• Grâce aux électrons libres présents dans le sol, le dispositif de la start-up peut fournir 0,2 watt par mètre carré et incarne une alternative durable et pertinente pour les acteurs de l’AgTech.
• L’impact sur le sol, explique le chercheur, est quasiment inexistant, puisque les plantes et les bactéries lui permettent de se reconstituer continuellement.
Comment est-il possible d’alimenter une batterie à partir de l’énergie du sol ?
Jakub Dziegielowski : Notre dispositif utilise une pile à combustible qui exploite les électrons présents dans le sol pour générer de l’électricité. Dans le sol, il y a toute une économie circulaire où les nutriments sont constamment réapprovisionnés par les plantes qui sécrètent des substances organiques, ou par les engrais qui fournissent de l’énergie à la terre. Il y a donc des matières organiques que les microbes convertissent en électrons libres. Nous avons donc conçu un dispositif qui capture ces électrons libres sur une électrode et, avec une autre, nous créons un environnement électrochimique approprié pour les conduire à circuler à travers un fil et ainsi pouvoir recharger une batterie. Nous avons un prototype que nous allons adapter pour des applications terrain et pour le tester.
Nous avons prouvé que nous pouvons générer de l’énergie de manière durable pendant quatre ans. On peut fournir 0,2 watt par mètre carré.
Ce dispositif ne risque-t-il pas de détériorer le sol ?
Nos dispositifs sont petits et ont un impact minime sur l’écosystème, et les analyses du sol nous ont permis de voir qu’ils avaient plus d’effets positifs que négatifs. En termes de qualité du sol, nous n’avons pas constaté d’appauvrissement car les plantes et les bactéries se reconstituent continuellement. Le sol est un milieu complexe, capable de se maintenir et de rester stable. L’entreprise, qui est un spin-off [start-up issue d’un projet de recherche] de l’Université de Bath, a été officiellement lancée le 1er juin 2024. Nous sommes donc en train de breveter notre technologie.
Vous expliquez qu’il répond à des besoins dans le secteur agricole…
L’an dernier, mon doctorat a été sponsorisé par le programme ICURe [Innovation-to-Commercialisation of University Research] du gouvernement britannique pour l’accélération de l’innovation. J’ai pu ainsi parcourir le monde et comprendre les différents domaines d’activité et j’en ai déduit que l’ est un secteur où ce type de technologie peut être très utile, au regard des retours positifs que j’ai reçus au Canada, aux États-Unis ou en Europe. Les agriculteurs utilisent de plus en plus les objets connectés pour comprendre leurs terrains, leurs ressources et prendre de meilleures décisions. Mais le déploiement de l’IoT est coûteux, notamment en raison de l’alimentation des dispositifs sur des exploitations reculées ou de vastes exploitations.

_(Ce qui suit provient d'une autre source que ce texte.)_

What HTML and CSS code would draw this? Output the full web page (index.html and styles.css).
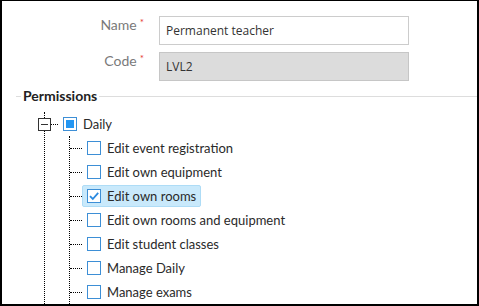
FILE: index.html
```html
<!DOCTYPE html>
<html lang="en">
<head>
    <meta charset="UTF-8">
    <meta name="viewport" content="width=device-width, initial-scale=1.0">
    <title>Edit Level</title>
    <link rel="stylesheet" href="styles.css">
</head>
<body>

<div class="frame">
    <div class="form-row">
        <label for="name">Name<span class="req">*</span></label>
        <input id="name" type="text" value="Permanent teacher">
    </div>
    <div class="form-row">
        <label for="code">Code<span class="req">*</span></label>
        <input id="code" type="text" class="readonly" value="LVL2" readonly>
    </div>

    <fieldset class="permissions">
        <legend>Permissions</legend>

        <ul class="tree">
            <li>
                <div class="row">
                    <span class="expander"></span>
                    <span class="hline root"></span>
                    <span class="item"><span class="check partial"></span>Daily</span>
                </div>
                <ul class="children">
                    <li><div class="row"><span class="hline"></span><span class="item"><span class="check"></span>Edit event registration</span></div></li>
                    <li><div class="row"><span class="hline"></span><span class="item"><span class="check"></span>Edit own equipment</span></div></li>
                    <li><div class="row"><span class="hline"></span><span class="item selected"><span class="check checked">
                        <svg width="12" height="12" viewBox="0 0 12 12"><path d="M2 6.2 L4.8 9 L10.2 2.8" fill="none" stroke="#2b8ae0" stroke-width="1.8"/></svg>
                    </span>Edit own rooms</span></div></li>
                    <li><div class="row"><span class="hline"></span><span class="item"><span class="check"></span>Edit own rooms and equipment</span></div></li>
                    <li><div class="row"><span class="hline"></span><span class="item"><span class="check"></span>Edit student classes</span></div></li>
                    <li><div class="row"><span class="hline"></span><span class="item"><span class="check"></span>Manage Daily</span></div></li>
                    <li><div class="row"><span class="hline"></span><span class="item"><span class="check"></span>Manage exams</span></div></li>
                </ul>
            </li>
        </ul>
    </fieldset>
</div>

</body>
</html>
```

FILE: styles.css
```css
html, body {
    margin: 0;
    padding: 0;
    background-color: #fff;
}
.frame {
    width: 479px;
    height: 306px;
    box-sizing: border-box;
    border-style: solid;
    border-color: #000;
    border-width: 1px 2px 2px 2px;
    padding-top: 15px;
    overflow: hidden;
    font-family: Lato, "Noto Sans", sans-serif;
    font-size: 13px;
    color: #333;
}
.form-row {
    display: flex;
    align-items: flex-start;
    margin-bottom: 7px;
}
.form-row label {
    width: 142px;
    text-align: right;
    color: #7a7a7a;
    font-size: 14px;
    line-height: 16px;
    padding-top: 1px;
}
.req {
    color: #e53935;
    font-size: 10px;
    vertical-align: top;
    margin-left: 3px;
    line-height: 10px;
}
.form-row input {
    margin-left: 15px;
    width: 250px;
    height: 29px;
    box-sizing: border-box;
    border: 1px solid #ccc;
    padding: 0 6px;
    font-family: "Open Sans", sans-serif;
    font-size: 12px;
    color: #333;
    background-color: #fff;
    outline: none;
}
.form-row input.readonly {
    background-color: #dcdcdc;
    border-color: #c6c6c6;
}

/* permissions tree */
.permissions {
    margin: 0 0 0 14px;
    padding: 8px 0 0 5px;
    border: none;
    border-top: 1px solid #ddd;
}
.permissions legend {
    padding: 0 2px;
    font-weight: bold;
    font-size: 14px;
    line-height: 16px;
    color: #222;
}
.tree, .children {
    list-style: none;
    margin: 0;
    padding: 0;
    border-left: 1px dotted #000;
}
.tree {
    margin-left: 23px;
}
.children {
    margin-left: 24px;
}
.row {
    display: flex;
    align-items: center;
    height: 24px;
}
.expander {
    width: 13px;
    height: 13px;
    box-sizing: border-box;
    margin-left: -7px;
    border: 1px solid #333;
    background-color: #fff;
    display: flex;
    align-items: center;
    justify-content: center;
}
.expander::before {
    content: "";
    width: 7px;
    height: 1px;
    background-color: #333;
}
.hline {
    width: 12px;
    height: 0;
    border-top: 1px dotted #000;
    margin-top: 1px;
}
.hline.root {
    width: 7px;
}
.item {
    display: flex;
    align-items: center;
    height: 22px;
    box-sizing: border-box;
    padding: 0 4px;
    border: 1px solid transparent;
    border-radius: 2px;
    color: #2a2a2a;
    white-space: nowrap;
}
.item.selected {
    background-color: #c9e9fb;
    border-color: #aedcf6;
}
.check {
    width: 14px;
    height: 14px;
    box-sizing: border-box;
    border: 1px solid #3d8fd6;
    background-color: #fff;
    margin-right: 6px;
    display: flex;
    align-items: center;
    justify-content: center;
}
.check.partial::before {
    content: "";
    width: 8px;
    height: 8px;
    background-color: #2196f3;
}
```
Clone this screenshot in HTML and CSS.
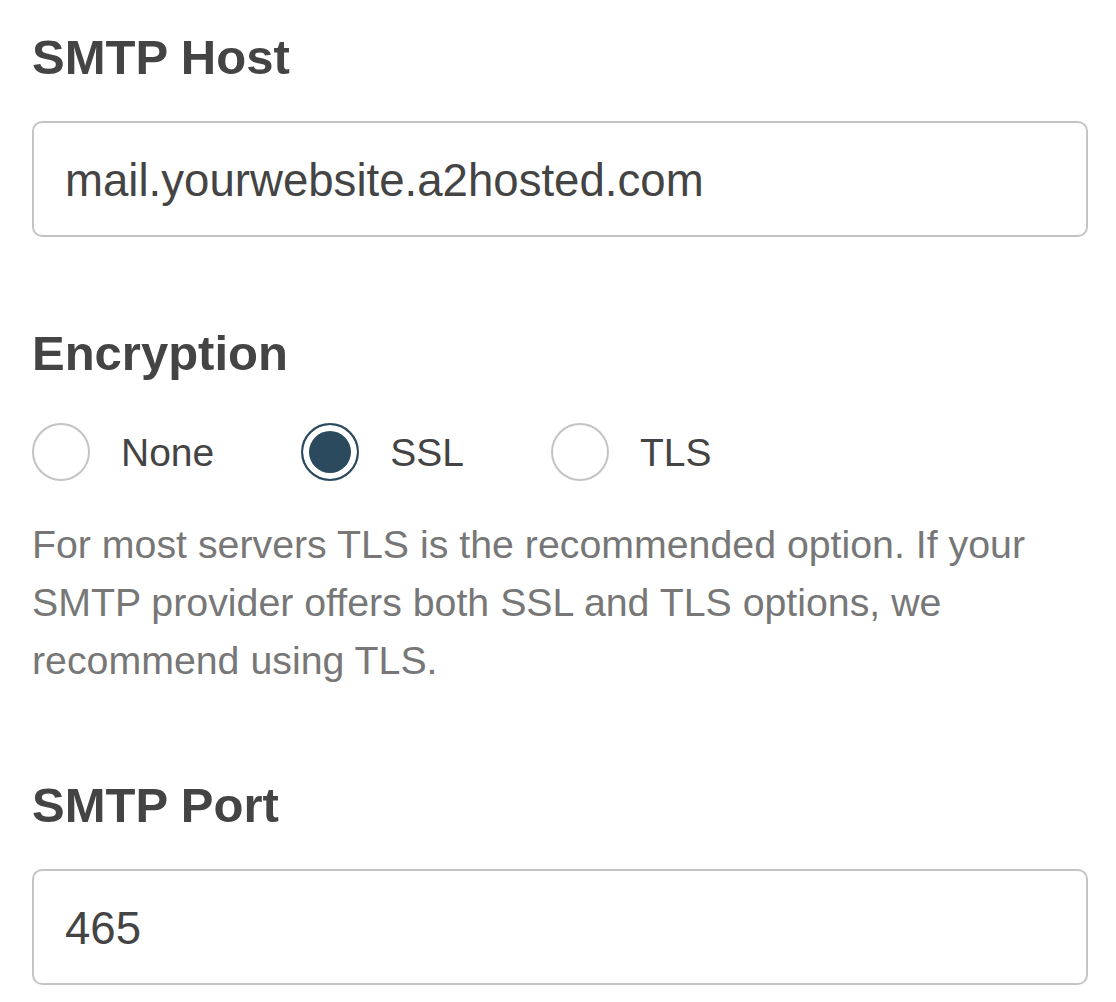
FILE: index.html
```html
<!DOCTYPE html>
<html lang="en">
<head>
<meta charset="utf-8">
<title>SMTP Settings</title>
<link rel="stylesheet" href="styles.css">
</head>
<body>
<form class="form">
  <div class="field">
    <label class="heading" for="host">SMTP Host</label>
    <input class="text-input" id="host" type="text" value="mail.yourwebsite.a2hosted.com">
  </div>
  <div class="field">
    <div class="heading heading-radio">Encryption</div>
    <div class="radio-group">
      <label class="option"><input class="radio" type="radio" name="enc" value="none"><span class="option-label">None</span></label>
      <label class="option"><input class="radio" type="radio" name="enc" value="ssl" checked><span class="option-label">SSL</span></label>
      <label class="option"><input class="radio" type="radio" name="enc" value="tls"><span class="option-label">TLS</span></label>
    </div>
    <p class="help">For most servers TLS is the recommended option. If your SMTP provider offers both SSL and TLS options, we recommend using TLS.</p>
  </div>
  <div class="field">
    <label class="heading" for="port">SMTP Port</label>
    <input class="text-input" id="port" type="text" value="465">
  </div>
</form>
</body>
</html>
```

FILE: styles.css
```css
html, body {
  margin: 0;
  padding: 0;
  background: #ffffff;
}

body {
  font-family: "Liberation Sans", Arial, Helvetica, sans-serif;
  color: #444444;
}

.form {
  padding: 27px 28px 0 32px;
}

.field {
  margin-bottom: 86px;
}

.heading {
  display: block;
  font-size: 49px;
  font-weight: 700;
  line-height: 60px;
  color: #444444;
  margin-bottom: 34px;
}

.heading-radio {
  margin-bottom: 39px;
}

.text-input {
  display: block;
  box-sizing: border-box;
  width: 100%;
  height: 116px;
  margin: 0;
  padding: 3px 31px 0;
  border: 2px solid #c4c4c4;
  border-radius: 10px;
  background: #ffffff;
  font-family: "Liberation Sans", Arial, Helvetica, sans-serif;
  font-size: 45.6px;
  color: #444444;
  outline: none;
}

.radio-group {
  display: flex;
  align-items: center;
  gap: 87px;
  margin-bottom: 33px;
}

.option {
  display: flex;
  align-items: center;
  gap: 31px;
}

.radio {
  -webkit-appearance: none;
  appearance: none;
  box-sizing: border-box;
  width: 58px;
  height: 58px;
  margin: 0;
  border: 2px solid #c4c4c4;
  border-radius: 50%;
  background: #ffffff;
  flex: none;
}

.radio:checked {
  border-color: #2c4a5e;
  background: #2c4a5e;
  box-shadow: inset 0 0 0 6px #ffffff;
}

.option-label {
  font-size: 39px;
  line-height: 58px;
  padding-top: 2px;
  color: #444444;
}

.help {
  margin: 0;
  font-size: 39.3px;
  line-height: 58px;
  color: #777777;
}
```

Les panneaux solaires, qui peuvent entraver le travail sur une exploitation, ne sont pas toujours la meilleure solution. Outre l’AgTech, notre technologie intéresse également des acteurs dans la surveillance environnementale et dans le secteur de la défense.
Entre vos premières expérimentations en 2019 et aujourd’hui, comment avez-vous amélioré la performance ?
En 2019, nous sommes partis au nord-est du Brésil, dans une région très pauvre où l’accès à l’eau potable et à une énergie stable est compliqué. Nous souhaitons tester un prototype dans l’objectif de développer un système de purification d’eau en utilisant l’énergie du sol comme source d’énergie. À l’époque, nous avions besoin de 64 dispositifs pour traiter 3 litres d’eau par jour. Désormais, on peut atteindre 30 litres d’eau par jour avec seulement 16 dispositifs. La durée de vie théorique de notre dispositif est de 25 ans, ce qui correspond à la durée avant la dégradation des matériaux. Pour l’heure nous avons prouvé que nous pouvons générer de l’énergie de manière durable pendant quatre ans. De toute évidence, la taille des dispositifs peut être ajustée en fonction des besoins énergétiques. Actuellement on peut fournir 0,2 watt par mètre carré.
Sources :
Towards effective energy harvesting from stacks of soil microbial fuel cells (en anglais)
En savoir plus :
Bath Uni scientists harness soil to generate green energy (en anglais)
L’agtech ou « agritech » est une contraction des mots agriculture et technologie. Il s’agit d’un secteur d’activité où sont conçus des outils technologiques et numériques pour améliorer le quotidien des agriculteurs, qu’il s’agisse de drones, de systèmes météorologiques, d’objets connectés ou de logiciels… Un objectif est d’aider les professionnels à améliorer leur rentabilité et le rendement de leurs exploitations.